-- EXTRACTED ENTRIES start --

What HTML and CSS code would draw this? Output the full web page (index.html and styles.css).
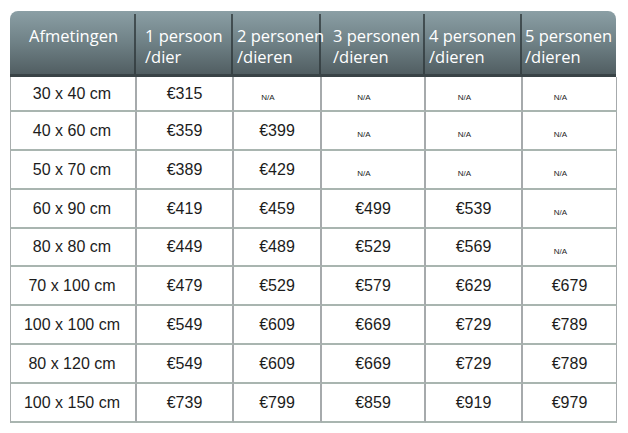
FILE: index.html
```html
<!DOCTYPE html>
<html lang="nl">
<head>
<meta charset="utf-8">
<title>Prijzen</title>
<link rel="stylesheet" href="styles.css">
</head>
<body>
<div class="table">
  <div class="head">
    <div class="th">Afmetingen</div>
    <div class="th">1 persoon<br>/dier</div>
    <div class="th">2 personen<br>/dieren</div>
    <div class="th">3 personen<br>/dieren</div>
    <div class="th">4 personen<br>/dieren</div>
    <div class="th">5 personen<br>/dieren</div>
  </div>
  <div class="body">
    <div class="td">30 x 40 cm</div><div class="td">€315</div><div class="td na">N/A</div><div class="td na">N/A</div><div class="td na">N/A</div><div class="td na">N/A</div>
    <div class="td">40 x 60 cm</div><div class="td">€359</div><div class="td">€399</div><div class="td na">N/A</div><div class="td na">N/A</div><div class="td na">N/A</div>
    <div class="td">50 x 70 cm</div><div class="td">€389</div><div class="td">€429</div><div class="td na">N/A</div><div class="td na">N/A</div><div class="td na">N/A</div>
    <div class="td">60 x 90 cm</div><div class="td">€419</div><div class="td">€459</div><div class="td">€499</div><div class="td">€539</div><div class="td na">N/A</div>
    <div class="td">80 x 80 cm</div><div class="td">€449</div><div class="td">€489</div><div class="td">€529</div><div class="td">€569</div><div class="td na">N/A</div>
    <div class="td">70 x 100 cm</div><div class="td">€479</div><div class="td">€529</div><div class="td">€579</div><div class="td">€629</div><div class="td">€679</div>
    <div class="td">100 x 100 cm</div><div class="td">€549</div><div class="td">€609</div><div class="td">€669</div><div class="td">€729</div><div class="td">€789</div>
    <div class="td">80 x 120 cm</div><div class="td">€549</div><div class="td">€609</div><div class="td">€669</div><div class="td">€729</div><div class="td">€789</div>
    <div class="td">100 x 150 cm</div><div class="td">€739</div><div class="td">€799</div><div class="td">€859</div><div class="td">€919</div><div class="td">€979</div>
  </div>
</div>
</body>
</html>
```

FILE: styles.css
```css
html, body {
  margin: 0;
  padding: 0;
  background: #ffffff;
}
body {
  padding: 11px 0 0 10px;
}
.table {
  width: 606px;
}
.head {
  display: grid;
  grid-template-columns: 126px 97px 88px 104px 97px 94px;
  height: 66px;
  box-sizing: border-box;
  border-radius: 8px 8px 0 0;
  background: linear-gradient(to bottom, #8b9fa5 0%, #6f8186 50%, #515e62 100%);
  border-bottom: 3px solid #394346;
}
.th {
  margin-top: 3px;
  padding-top: 11px;
  color: #ffffff;
  font-family: "Open Sans", "Noto Sans", sans-serif;
  font-size: 16.5px;
  line-height: 21px;
  white-space: nowrap;
  border-right: 2px solid rgba(45, 55, 58, 0.75);
}
.th:nth-child(1) { padding-left: 19px; }
.th:nth-child(2) { padding-left: 9px; }
.th:nth-child(3) { padding-left: 4px; }
.th:nth-child(4) { padding-left: 12px; }
.th:nth-child(5) { padding-left: 4px; }
.th:nth-child(6) { padding-left: 3px; border-right: none; }

.body {
  display: grid;
  grid-template-columns: 126px 97px 88px 104px 97px 94px;
  grid-template-rows: 35px 39px 39px 39px 38px 39px 39px 39px 39px;
  border-left: 1px solid #a9aeae;
}
.td {
  display: flex;
  align-items: center;
  justify-content: center;
  box-sizing: border-box;
  border-right: 2px solid #a6aaac;
  border-bottom: 2px solid #a9b5b0;
  font-family: "Liberation Sans", Arial, sans-serif;
  font-size: 16px;
  color: #1c1c1c;
  white-space: nowrap;
}
.td:nth-child(6n+1) {
  padding-right: 2px;
}
.td:nth-child(6n) {
  border-right: 1px solid #a6aaac;
}
.td.na {
  font-size: 8px;
  padding-top: 8px;
  padding-right: 18px;
}
```
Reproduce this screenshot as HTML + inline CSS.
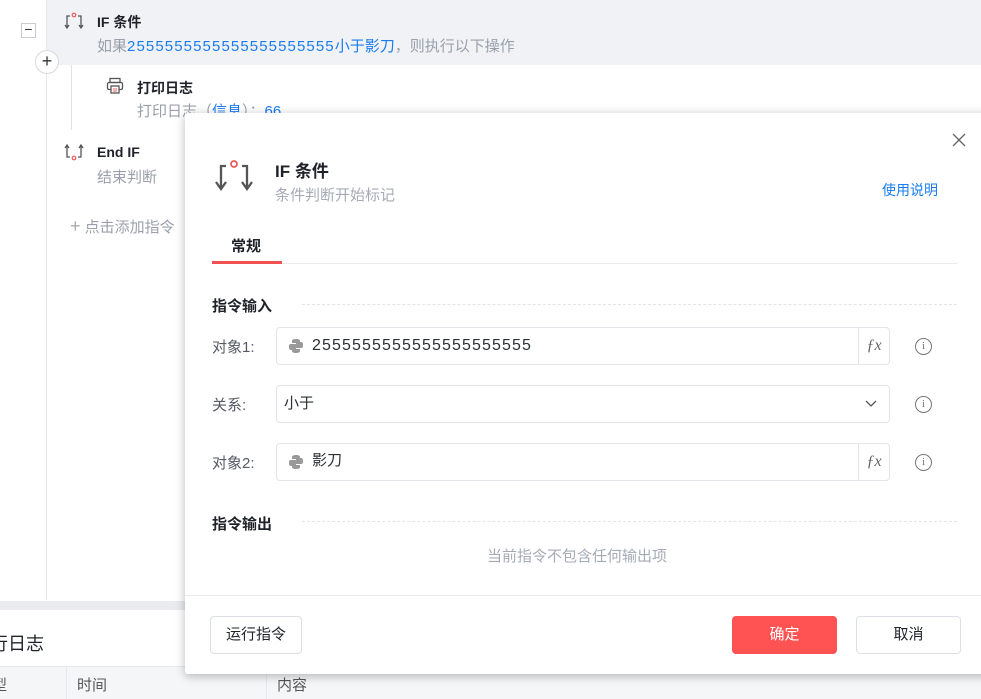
<!DOCTYPE html>
<html><head><meta charset="utf-8"><style>
*{margin:0;padding:0;box-sizing:border-box}
body{width:981px;height:699px;overflow:hidden;background:#fff;font-family:"Liberation Sans","Noto Sans CJK SC",sans-serif;position:relative;color:#1f2329}
.a{position:absolute}
.t{font-size:14px;font-weight:bold;color:#1f2329}
.s{font-size:15px;color:#9aa0ab}
.d{letter-spacing:1.1px}
.blue{color:#1a7cf0}
.inp{position:absolute;left:276px;width:614px;height:38px;border:1px solid #e2e4ea;border-radius:4px;font-size:15px;color:#2b2f36;line-height:20px}
.lbl{position:absolute;left:212px;font-size:15px;color:#555a64}
.fx{position:absolute;right:0;top:0;width:31px;height:36px;border-left:1px solid #e2e4ea;font-style:italic;font-family:"Liberation Serif",serif;color:#666;font-size:16px;text-align:center;line-height:36px}
.info{position:absolute;left:915px;width:17px;height:17px;border:1.5px solid #777;border-radius:50%;font-size:11px;color:#777;text-align:center;line-height:14px;font-family:"Liberation Serif",serif}
.py{position:absolute;left:11px;top:10px}
</style></head><body>
<div class="a" style="left:46px;top:0;width:935px;height:65px;background:#f0f2f5"></div>
<div class="a" style="left:46px;top:0;width:1px;height:600px;background:#e6e8ec"></div>
<div class="a" style="left:21px;top:23px;width:15px;height:15px;border:1px solid #c8cbd1;background:#fff;font-size:14px;line-height:11px;text-align:center;color:#333">−</div>
<div class="a" style="left:35px;top:50px;width:24px;height:24px;border:1px solid #d6d8dd;border-radius:50%;background:#fff;font-size:18px;line-height:21px;text-align:center;color:#333">+</div>
<div class="a" style="left:71px;top:65px;width:1px;height:65px;background:#e0e2e6"></div>
<svg class="a" style="left:64px;top:12px" width="20" height="18" viewBox="0 0 20 18"><path d="M3 16V4h3M14 4h3v12M1 13l2 3 2-3M15 13l2 3 2-3" fill="none" stroke="#555" stroke-width="1.3"/><circle cx="10" cy="3" r="1.8" fill="none" stroke="#f05a5a" stroke-width="1.2"/></svg>
<div class="a t" style="left:97px;top:12px">IF 条件</div>
<div class="a s" style="left:97px;top:35px">如果<span class="blue"><span class="d">2555555555555555555555</span>小于影刀</span>，则执行以下操作</div>
<svg class="a" style="left:106px;top:77px" width="18" height="18" viewBox="0 0 18 18"><rect x="4" y="1.5" width="10" height="4" fill="none" stroke="#555" stroke-width="1.3"/><rect x="1.5" y="5.5" width="15" height="7" rx="1.5" fill="none" stroke="#555" stroke-width="1.3"/><rect x="5" y="9" width="8" height="7" fill="#fff" stroke="#555" stroke-width="1.3"/><path d="M7 12h4M7 14h4" stroke="#f05a5a"/></svg>
<div class="a t" style="left:137px;top:78px">打印日志</div>
<div class="a s" style="left:137px;top:100px">打印日志（<span class="blue">信息</span>）：<span class="blue">66</span></div>
<svg class="a" style="left:64px;top:143px" width="20" height="18" viewBox="0 0 20 18"><path d="M3 2v12h3M14 14h3V2M1 5l2-3 2 3M15 5l2-3 2 3" fill="none" stroke="#555" stroke-width="1.3"/><circle cx="10" cy="15" r="1.8" fill="none" stroke="#f05a5a" stroke-width="1.2"/></svg>
<div class="a t" style="left:97px;top:144px">End IF</div>
<div class="a s" style="left:97px;top:166px">结束判断</div>
<div class="a s" style="left:70px;top:216px"><span style="font-size:18px;color:#aaa">+</span> 点击添加指令</div>
<div class="a" style="left:0;top:601px;width:200px;height:9px;background:#e9ebef"></div>
<div class="a" style="left:-10px;top:630px;font-size:18px;color:#1f2329">行日志</div>
<div class="a" style="left:0;top:666px;width:981px;height:33px;background:#f5f6f8;border-top:1px solid #e6e8ec"></div>
<div class="a" style="left:66px;top:666px;width:1px;height:33px;background:#e6e8ec"></div>
<div class="a" style="left:266px;top:666px;width:1px;height:33px;background:#e6e8ec"></div>
<div class="a" style="left:-8px;top:674px;font-size:15px;color:#555">型</div>
<div class="a" style="left:77px;top:674px;font-size:15px;color:#555">时间</div>
<div class="a" style="left:277px;top:674px;font-size:15px;color:#555">内容</div>

<div class="a" style="left:185px;top:113px;width:810px;height:561px;background:#fff;box-shadow:0 2px 10px rgba(0,0,0,.28);border-radius:3px"></div>
<svg class="a" style="left:952px;top:133px" width="14" height="14" viewBox="0 0 14 14"><path d="M1 1l12 12M13 1L1 13" stroke="#666" stroke-width="1.3"/></svg>
<svg class="a" style="left:215px;top:158px" width="38" height="34" viewBox="0 0 38 34"><path d="M6 30V8h5M27 8h5v22M1 24l5 7 5-7M27 24l5 7 5-7" fill="none" stroke="#555" stroke-width="2.3"/><circle cx="19" cy="6" r="3" fill="#fff" stroke="#f05a5a" stroke-width="1.8"/></svg>
<div class="a" style="left:275px;top:157px;font-size:17px;font-weight:bold">IF 条件</div>
<div class="a" style="left:275px;top:184px;font-size:15px;color:#a5abb6">条件判断开始标记</div>
<div class="a blue" style="left:882px;top:180px;font-size:14px">使用说明</div>
<div class="a" style="left:231px;top:235px;font-size:15px;font-weight:bold">常规</div>
<div class="a" style="left:212px;top:263px;width:745px;height:1px;background:#e8eaee"></div>
<div class="a" style="left:212px;top:261px;width:70px;height:3px;background:#f05050"></div>
<div class="a" style="left:212px;top:295px;font-size:15px;font-weight:bold">指令输入</div>
<div class="a" style="left:302px;top:304px;width:655px;border-top:1px dashed #e2e4ea"></div>
<div class="lbl" style="top:336px">对象1:</div>
<div class="inp" style="top:327px"><svg class="py" width="16" height="16" viewBox="0 0 16 16"><path d="M8 1C4 1 4 2.5 4 3v2h4v1H2.5C1 6 1 8 1 9s0 3 2 3h1V10c0-1 1-2 2-2h4c1 0 2-1 2-2V3c0-1-1-2-4-2zM8 15c4 0 4-1.5 4-2v-2H8v-1h5.5c1.5 0 1.5-2 1.5-3s0-3-2-3h-1v2c0 1-1 2-2 2H6c-1 0-2 1-2 2v3c0 1 1 2 4 2z" fill="#999"/></svg><span class="a d" style="left:35px;top:8px;font-size:16px">2555555555555555555555</span><div class="fx">ƒx</div></div>
<div class="info" style="top:338px">i</div>
<div class="lbl" style="top:394px">关系:</div>
<div class="inp" style="top:385px"><span class="a" style="left:7px;top:8px">小于</span><svg class="a" style="right:12px;top:14px" width="12" height="8" viewBox="0 0 12 8"><path d="M1 1l5 5 5-5" fill="none" stroke="#555" stroke-width="1.3"/></svg></div>
<div class="info" style="top:396px">i</div>
<div class="lbl" style="top:452px">对象2:</div>
<div class="inp" style="top:443px"><svg class="py" width="16" height="16" viewBox="0 0 16 16"><path d="M8 1C4 1 4 2.5 4 3v2h4v1H2.5C1 6 1 8 1 9s0 3 2 3h1V10c0-1 1-2 2-2h4c1 0 2-1 2-2V3c0-1-1-2-4-2zM8 15c4 0 4-1.5 4-2v-2H8v-1h5.5c1.5 0 1.5-2 1.5-3s0-3-2-3h-1v2c0 1-1 2-2 2H6c-1 0-2 1-2 2v3c0 1 1 2 4 2z" fill="#999"/></svg><span class="a" style="left:35px;top:7px">影刀</span><div class="fx">ƒx</div></div>
<div class="info" style="top:454px">i</div>
<div class="a" style="left:212px;top:513px;font-size:15px;font-weight:bold">指令输出</div>
<div class="a" style="left:302px;top:521px;width:655px;border-top:1px dashed #e2e4ea"></div>
<div class="a" style="left:487px;top:545px;font-size:15px;color:#a5abb6">当前指令不包含任何输出项</div>
<div class="a" style="left:185px;top:595px;width:796px;height:1px;background:#e8eaee"></div>
<div class="a" style="left:210px;top:616px;width:92px;height:38px;border:1px solid #dcdfe5;border-radius:4px;font-size:15px;text-align:center;line-height:36px">运行指令</div>
<div class="a" style="left:732px;top:616px;width:105px;height:38px;background:#ff5252;border-radius:4px;font-size:15px;color:#fff;text-align:center;line-height:38px">确定</div>
<div class="a" style="left:856px;top:616px;width:105px;height:38px;border:1px solid #dcdfe5;border-radius:4px;font-size:15px;text-align:center;line-height:36px">取消</div>
</body></html>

-- EXTRACTED ENTRIES end --

◆ GIVEN PROBLEM
Extract, from the listing above, every line where the string "this" occurs.

◆ CORRECT RESULT
What HTML and CSS code would draw this? Output the full web page (index.html and styles.css).
Reproduce this screenshot as HTML + inline CSS.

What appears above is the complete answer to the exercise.